* [GIVEN PROBLEM] Read the records below. Copy each line where the string "that" occurs.

* [DATA SHOWN]
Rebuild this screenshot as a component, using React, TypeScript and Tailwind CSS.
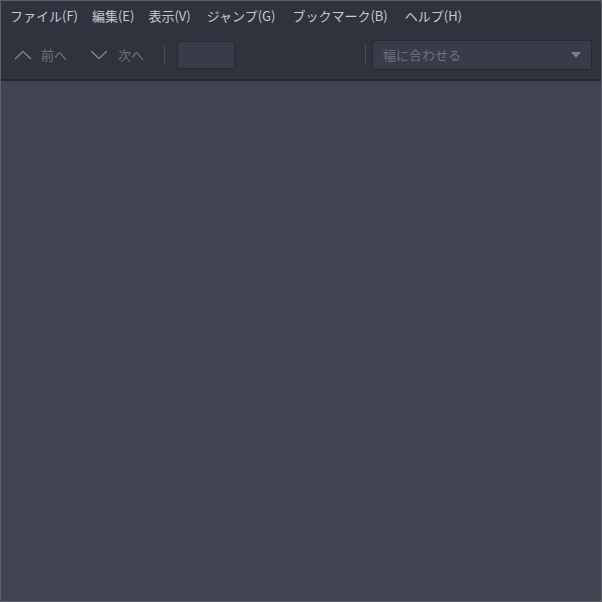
import React from "react";

const menus = [
  { label: "ファイル(F)", gap: "mr-[14px]" },
  { label: "編集(E)", gap: "mr-[14px]" },
  { label: "表示(V)", gap: "mr-[16px]" },
  { label: "ジャンプ(G)", gap: "mr-[17px]" },
  { label: "ブックマーク(B)", gap: "mr-[17px]" },
  { label: "ヘルプ(H)", gap: "mr-0" },
];

const font = { fontFamily: '"Noto Sans CJK JP", "Noto Sans", sans-serif' };

const Chevron = ({ up }: { up?: boolean }) => (
  <svg width="18" height="10" viewBox="0 0 18 10" fill="none" stroke="#80868f" strokeWidth="1.3">
    {up ? <path d="M1 9 L9 1.5 L17 9" /> : <path d="M1 1 L9 8.5 L17 1" />}
  </svg>
);

export default function App() {
  return (
    <div
      className="w-[602px] h-[602px] border border-[#5b5f67] bg-[#3f4450] flex flex-col overflow-hidden text-[13px]"
      style={font}
    >
      {/* Menu bar */}
      <div className="h-[29px] bg-[#2f333d] flex items-center pl-[9px] text-[#c5c9d1]">
        {menus.map((m) => (
          <span key={m.label} className={`${m.gap} leading-none`}>
            {m.label}
          </span>
        ))}
      </div>

      {/* Toolbar */}
      <div className="h-[51px] bg-[#2f333d] border-b-2 border-[#24272e] flex items-center pl-[13px] pr-[9px] text-[#6c727d]">
        <div className="flex items-center gap-[9px]">
          <Chevron up />
          <span>前へ</span>
        </div>
        <div className="flex items-center gap-[10px] ml-[23px]">
          <Chevron />
          <span>次へ</span>
        </div>
        <div className="w-px h-[21px] bg-[#464b55] ml-[20px]" />
        <div className="w-[58px] h-[28px] ml-[12px] rounded-[3px] bg-[#373c48] border border-[#272a31]" />
        <div className="flex-1" />
        <div className="w-px h-[21px] bg-[#464b55] mr-[6px]" />
        <div className="w-[220px] h-[30px] rounded-[3px] bg-[#373c48] border border-[#272a31] flex items-center pl-[10px] pr-[10px]">
          <span className="flex-1">幅に合わせる</span>
          <svg width="10" height="6" viewBox="0 0 10 6">
            <path d="M0 0 L10 0 L5 6 Z" fill="#7a808a" />
          </svg>
        </div>
      </div>

      {/* Content */}
      <div className="flex-1 bg-[#3f4450]" />
    </div>
  );
}
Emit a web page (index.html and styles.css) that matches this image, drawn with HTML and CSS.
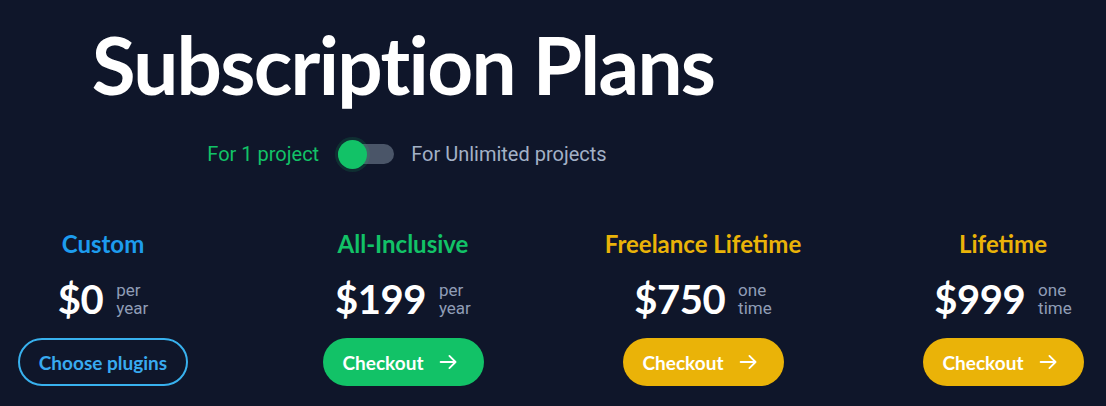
FILE: index.html
```html
<!DOCTYPE html>
<html lang="en">
<head>
<meta charset="utf-8">
<title>Subscription Plans</title>
<link rel="stylesheet" href="styles.css">
</head>
<body>
<div class="page">
  <div class="container">
    <header class="header">
      <h1 class="title">Subscription Plans</h1>
      <div class="switch-row">
        <span class="switch-label active">For 1 project</span>
        <span class="switch"><span class="knob"></span></span>
        <span class="switch-label">For Unlimited projects</span>
      </div>
    </header>
    <section class="plans">
      <div class="plan">
        <h2 class="plan-name blue">Custom</h2>
        <div class="price"><span class="amount">$0</span><span class="period"><span class="line">per</span><span class="line">year</span></span></div>
        <a class="btn btn-outline">Choose plugins</a>
      </div>
      <div class="plan">
        <h2 class="plan-name green">All-Inclusive</h2>
        <div class="price"><span class="amount">$199</span><span class="period"><span class="line">per</span><span class="line">year</span></span></div>
        <a class="btn btn-green">Checkout
          <svg class="arrow" viewBox="0 0 24 24" width="24" height="24"><path d="M3 12h17M13 5l7 7-7 7" fill="none" stroke="#fff" stroke-width="2.1" stroke-linecap="round" stroke-linejoin="round"/></svg>
        </a>
      </div>
      <div class="plan">
        <h2 class="plan-name yellow">Freelance Lifetime</h2>
        <div class="price"><span class="amount">$750</span><span class="period"><span class="line">one</span><span class="line">time</span></span></div>
        <a class="btn btn-yellow">Checkout
          <svg class="arrow" viewBox="0 0 24 24" width="24" height="24"><path d="M3 12h17M13 5l7 7-7 7" fill="none" stroke="#fff" stroke-width="2.1" stroke-linecap="round" stroke-linejoin="round"/></svg>
        </a>
      </div>
      <div class="plan">
        <h2 class="plan-name yellow">Lifetime</h2>
        <div class="price"><span class="amount">$999</span><span class="period"><span class="line">one</span><span class="line">time</span></span></div>
        <a class="btn btn-yellow">Checkout
          <svg class="arrow" viewBox="0 0 24 24" width="24" height="24"><path d="M3 12h17M13 5l7 7-7 7" fill="none" stroke="#fff" stroke-width="2.1" stroke-linecap="round" stroke-linejoin="round"/></svg>
        </a>
      </div>
    </section>
  </div>
</div>
</body>
</html>
```

FILE: styles.css
```css
* { box-sizing: border-box; }
html, body {
  margin: 0;
  padding: 0;
  background: #0f162a;
  overflow: hidden;
}
.page {
  display: flex;
  justify-content: center;
  width: 1106px;
  height: 406px;
  overflow: hidden;
}
.container {
  flex: 0 0 1200px;
  width: 1200px;
}
.header {
  width: 900px;
  text-align: center;
  padding-top: 18px;
}
.title {
  margin: 0;
  font-family: "Lato", "Open Sans", sans-serif;
  font-weight: 700;
  font-size: 80px;
  line-height: 92px;
  color: #ffffff;
  letter-spacing: -1.7px;
}
.switch-row {
  display: flex;
  justify-content: center;
  align-items: center;
  gap: 17px;
  margin-top: 29px;
  padding-left: 8px;
  height: 30px;
  font-family: "Roboto", sans-serif;
  font-size: 20px;
  color: #a3b1c6;
}
.switch-label.active { color: #12c267; margin-right: 2px; }
.switch {
  display: flex;
  align-items: center;
  width: 56px;
  height: 20px;
  border-radius: 10px;
  background: #4a5568;
}
.knob {
  width: 29px;
  height: 29px;
  border-radius: 50%;
  background: #12c267;
  box-shadow: 0 0 0 3px rgba(18, 194, 103, 0.15);
}
.plans {
  display: grid;
  grid-template-columns: repeat(4, 300px);
  margin-top: 60px;
}
.plan {
  display: flex;
  flex-direction: column;
  align-items: center;
}
.plan-name {
  margin: 0;
  font-family: "Lato", "Open Sans", sans-serif;
  font-weight: 700;
  font-size: 24px;
  line-height: 30px;
}
.blue { color: #1d9cee; }
.green { color: #12c267; }
.yellow { color: #eab308; }
.price {
  display: flex;
  align-items: center;
  gap: 13px;
  margin-top: 12px;
  height: 56px;
}
.amount {
  font-family: "Lato", "Open Sans", sans-serif;
  font-weight: 700;
  font-size: 40px;
  color: #ffffff;
  letter-spacing: -0.5px;
}
.period {
  display: flex;
  flex-direction: column;
  font-family: "Roboto", sans-serif;
  font-size: 17px;
  color: #8f9db6;
}
.line {
  display: block;
  height: 18px;
  line-height: 18px;
}
.btn {
  display: flex;
  align-items: center;
  height: 48px;
  border-radius: 24px;
  font-family: "Lato", "Open Sans", sans-serif;
  font-weight: 700;
  font-size: 19px;
  margin-top: 11px;
}
.btn-outline {
  padding: 0 19px;
  border: 2px solid #38b1ee;
  color: #38aaf0;
}
.btn-green, .btn-yellow {
  padding: 0 24px 0 20px;
  color: #ffffff;
  gap: 15px;
  width: 161px;
}
.btn-green { background: #12c267; }
.btn-yellow { background: #eab308; }
.arrow { display: block; }
```
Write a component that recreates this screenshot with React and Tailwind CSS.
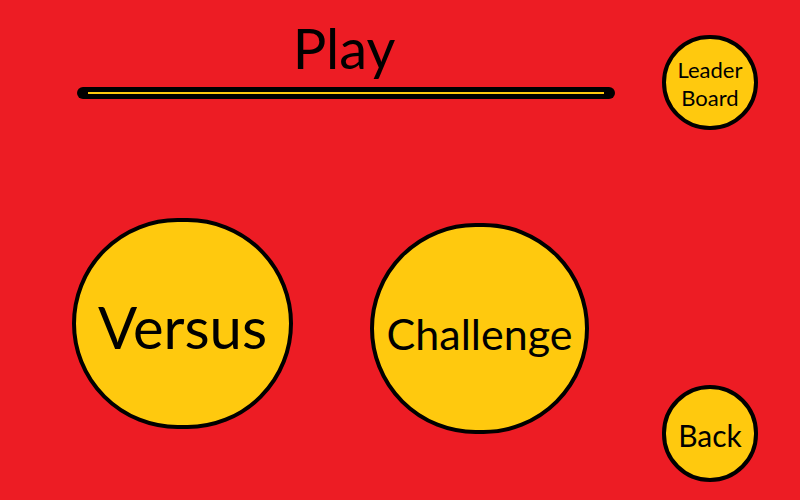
import React from "react";

const font = { fontFamily: '"Lato", "Open Sans", sans-serif' };

const Bubble = ({ className, children }) => (
    <button
        type="button"
        className={"flex flex-col items-center justify-center rounded-full border-4 border-black bg-[#ffc90e] text-black leading-none " + className}
    >
        {children}
    </button>
);

const App = () => {
    return (
        <div className="w-[800px] h-[500px] bg-[#ed1c24] flex overflow-hidden" style={font}>
            {/* left side: title + main modes */}
            <div className="flex flex-col w-[640px]">
                <div className="flex flex-col items-start pl-[77px] pt-[18px]">
                    <div className="w-[538px] flex justify-center">
                        <h1 className="text-[56px] leading-[60px] text-black -ml-[4px]">Play</h1>
                    </div>
                    <div className="mt-[9px] w-[538px] h-[12px] rounded-full bg-black flex items-center px-[11px]">
                        <div className="h-[2px] w-full bg-[#ffc90e]" />
                    </div>
                </div>

                <div className="flex items-start pl-[72px] mt-[119px] gap-[77px]">
                    <Bubble className="w-[221px] h-[211px] text-[58px] pt-[6px]">Versus</Bubble>
                    <Bubble className="w-[219px] h-[211px] mt-[5px] text-[43px] pt-[10px]">Challenge</Bubble>
                </div>
            </div>

            {/* right side: small buttons */}
            <div className="flex flex-col justify-between pl-[22px] pt-[35px] pb-[18px]">
                <Bubble className="w-[96px] h-[95px] text-[22px] leading-[28px] pt-[2px]">
                    <span className="leading-[28px]">Leader</span>
                    <span className="leading-[28px]">Board</span>
                </Bubble>
                <Bubble className="w-[96px] h-[97px] text-[30px] pt-[3px]">Back</Bubble>
            </div>
        </div>
    );
};

export default App;
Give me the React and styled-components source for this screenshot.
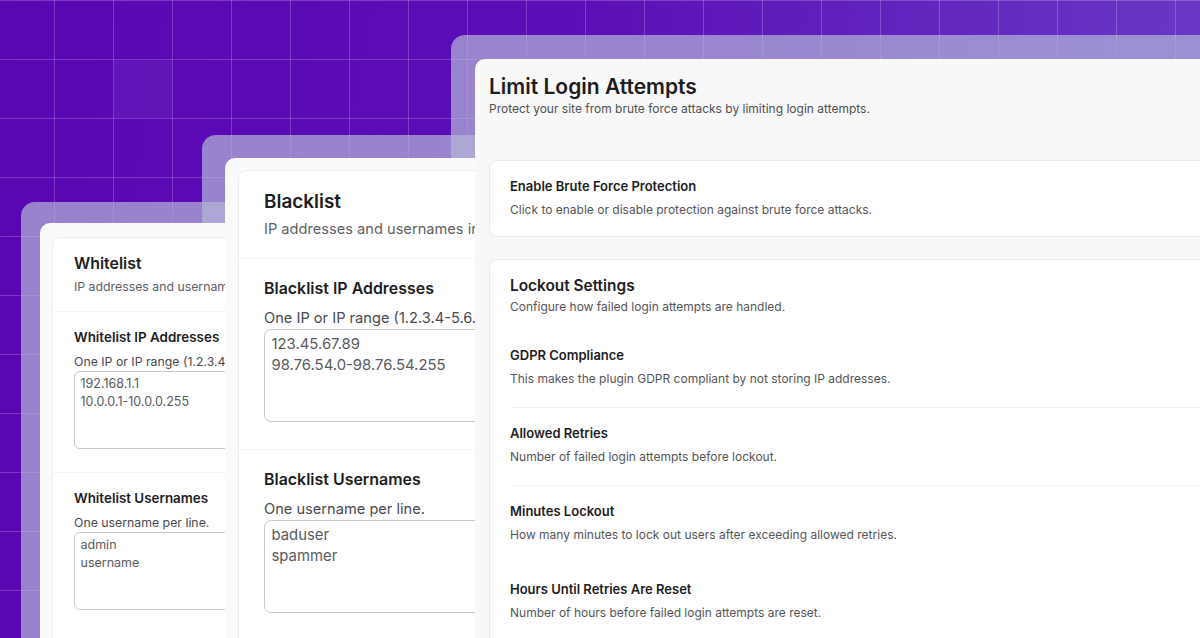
import React from 'react';
import styled, { createGlobalStyle } from 'styled-components';

const Global = createGlobalStyle`
  html, body { margin: 0; padding: 0; }
  body {
    font-family: Inter, "Noto Sans", "Liberation Sans", sans-serif;
    -webkit-font-smoothing: antialiased;
  }
  * { box-sizing: border-box; }
`;

const Stage = styled.div`
  position: relative;
  width: 1200px;
  height: 638px;
  overflow: hidden;
  background-color: #5b0cb5;
  background-image:
    linear-gradient(to right, rgba(255, 255, 255, 0.2) 1px, transparent 1px),
    linear-gradient(to bottom, rgba(255, 255, 255, 0.2) 1px, transparent 1px),
    linear-gradient(rgba(255, 255, 255, 0.05), rgba(255, 255, 255, 0.05)),
    linear-gradient(100deg, #5906b3 0%, #5c0fb6 45%, #6a3fc7 100%);
  background-size: 59px 59px, 59px 59px, 58px 58px, 100% 100%;
  background-position: 54px 0, 0 0, 114px 60px, 0 0;
  background-repeat: repeat, repeat, no-repeat, no-repeat;
`;

/* translucent window frame; it does not form a stacking context, so every
   card (z-index 1) lies above every frame, as in the reference */
const Frame = styled.div`
  position: absolute;
  left: ${p => p.$x}px;
  top: ${p => p.$y}px;
  width: ${p => p.$w}px;
  height: ${p => p.$h}px;
  padding: ${p => p.$pad};
  background: rgba(180, 182, 217, 0.7);
  border-radius: 14px;
  display: flex;
`;

const Card = styled.div`
  position: relative;
  z-index: 1;
  flex: 1;
  min-width: 0;
  background: ${p => p.$bg || '#fafafa'};
  border-radius: 10px;
  padding: ${p => p.$pad};
  overflow: hidden;
  display: flex;
  flex-direction: column;
`;

/* ---------- Whitelist / Blacklist panels ---------- */

const ListBox = styled.div`
  flex: 1;
  background: #ffffff;
  border: 1px solid #ededed;
  border-radius: 8px;
  display: flex;
  flex-direction: column;
`;

const ListHeader = styled.div`
  padding: ${p => 14 * p.$k}px ${p => 21 * p.$k}px ${p => 15 * p.$k}px;
  border-bottom: 1px solid #f5f5f5;
`;

const ListTitle = styled.h2`
  margin: 0;
  font-size: ${p => 15.9 * p.$k}px;
  line-height: ${p => 24 * p.$k}px;
  font-weight: 600;
  color: #1d1d1f;
  white-space: nowrap;
`;

const ListSubtitle = styled.p`
  margin: ${p => 2 * p.$k}px 0 0;
  font-size: ${p => 12.3 * p.$k}px;
  line-height: ${p => 18 * p.$k}px;
  color: #5f5f64;
  white-space: nowrap;
`;

const ListSection = styled.div`
  padding: ${p => 15 * p.$k}px ${p => 21 * p.$k}px ${p => 23 * p.$k}px;
  border-bottom: ${p => (p.$last ? 'none' : '1px solid #f4f4f4')};
`;

const FieldLabel = styled.h3`
  margin: 0;
  font-size: ${p => 13.4 * p.$k}px;
  line-height: ${p => 20 * p.$k}px;
  font-weight: 600;
  color: #1d1d1f;
  white-space: nowrap;
`;

const FieldHelp = styled.p`
  margin: ${p => 6 * p.$k}px 0 0;
  font-size: ${p => 12.3 * p.$k}px;
  line-height: ${p => 18 * p.$k}px;
  color: #4a4a4f;
  white-space: nowrap;
`;

const Area = styled.textarea`
  display: block;
  width: ${p => 420 * p.$k}px;
  height: ${p => 78 * p.$k}px;
  margin: 0;
  padding: ${p => 3 * p.$k}px ${p => 5.5 * p.$k}px;
  border: 1px solid #c9c9cc;
  border-radius: ${p => 6 * p.$k}px;
  background: #fff;
  font-family: Inter, "Noto Sans", "Liberation Sans", sans-serif;
  font-size: ${p => 12.5 * p.$k}px;
  line-height: ${p => 18 * p.$k}px;
  color: #5a5a60;
  resize: none;
  overflow: hidden;
  outline: none;
`;

function ListPanel({ k, name, subtitle, ipHelp, ips, users }) {
  return (
    <ListBox>
      <ListHeader $k={k}>
        <ListTitle $k={k}>{name}</ListTitle>
        <ListSubtitle $k={k}>{subtitle}</ListSubtitle>
      </ListHeader>
      <ListSection $k={k}>
        <FieldLabel $k={k}>{name} IP Addresses</FieldLabel>
        <FieldHelp $k={k}>{ipHelp}</FieldHelp>
        <Area $k={k} readOnly defaultValue={ips} />
      </ListSection>
      <ListSection $k={k} $last>
        <FieldLabel $k={k}>{name} Usernames</FieldLabel>
        <FieldHelp $k={k}>One username per line.</FieldHelp>
        <Area $k={k} readOnly defaultValue={users} />
      </ListSection>
    </ListBox>
  );
}

/* ---------- Limit Login Attempts ---------- */

const PageHeader = styled.div`
  padding-right: 20px;
`;

const PageTitle = styled.h1`
  margin: 0;
  font-size: 21px;
  line-height: 28px;
  font-weight: 600;
  color: #1d1d1f;
  white-space: nowrap;
`;

const PageSubtitle = styled.p`
  margin: -1px 0 0;
  font-size: 12px;
  line-height: 18px;
  color: #505055;
  white-space: nowrap;
`;

const SettingsBox = styled.section`
  margin-top: ${p => p.$gap}px;
  background: #ffffff;
  border: 1px solid #ebebeb;
  border-right: none;
  border-radius: 8px 0 0 8px;
  padding: ${p => p.$pad};
`;

const BoxTitle = styled.h2`
  margin: 0;
  font-size: ${p => (p.$big ? 15.4 : 13)}px;
  line-height: ${p => (p.$big ? 24 : 20)}px;
  font-weight: 600;
  color: #1d1d1f;
  white-space: nowrap;
`;

const Desc = styled.p`
  margin: ${p => p.$gap}px 0 0;
  font-size: 12px;
  line-height: 18px;
  color: #55555a;
  white-space: nowrap;
`;

const RowList = styled.div`
  margin-top: 14px;
  display: flex;
  flex-direction: column;
`;

const Row = styled.div`
  padding: 15px 0 19px;
  border-bottom: 1px solid ${p => (p.$divider ? '#f1f1f1' : 'transparent')};
`;

const RowTitle = styled.h3`
  margin: 0;
  font-size: 13px;
  line-height: 20px;
  font-weight: 600;
  color: #1d1d1f;
  white-space: nowrap;
`;

const rows = [
  ['GDPR Compliance', 'This makes the plugin GDPR compliant by not storing IP addresses.', true],
  ['Allowed Retries', 'Number of failed login attempts before lockout.', true],
  ['Minutes Lockout', 'How many minutes to lock out users after exceeding allowed retries.', false],
  ['Hours Until Retries Are Reset', 'Number of hours before failed login attempts are reset.', false],
];

export default function App() {
  return (
    <>
      <Global />
      <Stage>
        <Frame $x={21} $y={202} $w={420} $h={480} $pad="21px 0 0 19px">
          <Card $pad="14px 0 0 12px">
            <ListPanel
              k={1}
              name="Whitelist"
              subtitle="IP addresses and usernames in this list will never be blocked."
              ipHelp="One IP or IP range (1.2.3.4-5.6.7.8) per line."
              ips={'192.168.1.1\n10.0.0.1-10.0.0.255'}
              users={'admin\nusername'}
            />
          </Card>
        </Frame>

        <Frame $x={202} $y={135} $w={440} $h={560} $pad="23px 0 0 23px">
          <Card $pad="12px 0 0 13px">
            <ListPanel
              k={1.19}
              name="Blacklist"
              subtitle="IP addresses and usernames in this list will always be blocked."
              ipHelp="One IP or IP range (1.2.3.4-5.6.7.8) per line."
              ips={'123.45.67.89\n98.76.54.0-98.76.54.255'}
              users={'baduser\nspammer'}
            />
          </Card>
        </Frame>

        <Frame $x={451} $y={35} $w={820} $h={700} $pad="24px 0 0 24px">
          <Card $bg="#f8f8f8" $pad="14px 0 0 14px">
            <PageHeader>
              <PageTitle>Limit Login Attempts</PageTitle>
              <PageSubtitle>Protect your site from brute force attacks by limiting login attempts.</PageSubtitle>
            </PageHeader>

            <SettingsBox $gap={42} $pad="15px 20px 17px">
              <BoxTitle>Enable Brute Force Protection</BoxTitle>
              <Desc $gap={5}>Click to enable or disable protection against brute force attacks.</Desc>
            </SettingsBox>

            <SettingsBox $gap={22} $pad="14px 20px 40px">
              <BoxTitle $big>Lockout Settings</BoxTitle>
              <Desc $gap={0}>Configure how failed login attempts are handled.</Desc>
              <RowList>
                {rows.map(([t, d, divider]) => (
                  <Row key={t} $divider={divider}>
                    <RowTitle>{t}</RowTitle>
                    <Desc $gap={5}>{d}</Desc>
                  </Row>
                ))}
              </RowList>
            </SettingsBox>
          </Card>
        </Frame>
      </Stage>
    </>
  );
}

* [FINAL RESULT]
Emit a web page (index.html and styles.css) that matches this image, drawn with HTML and CSS.
Write a component that recreates this screenshot with React and Tailwind CSS.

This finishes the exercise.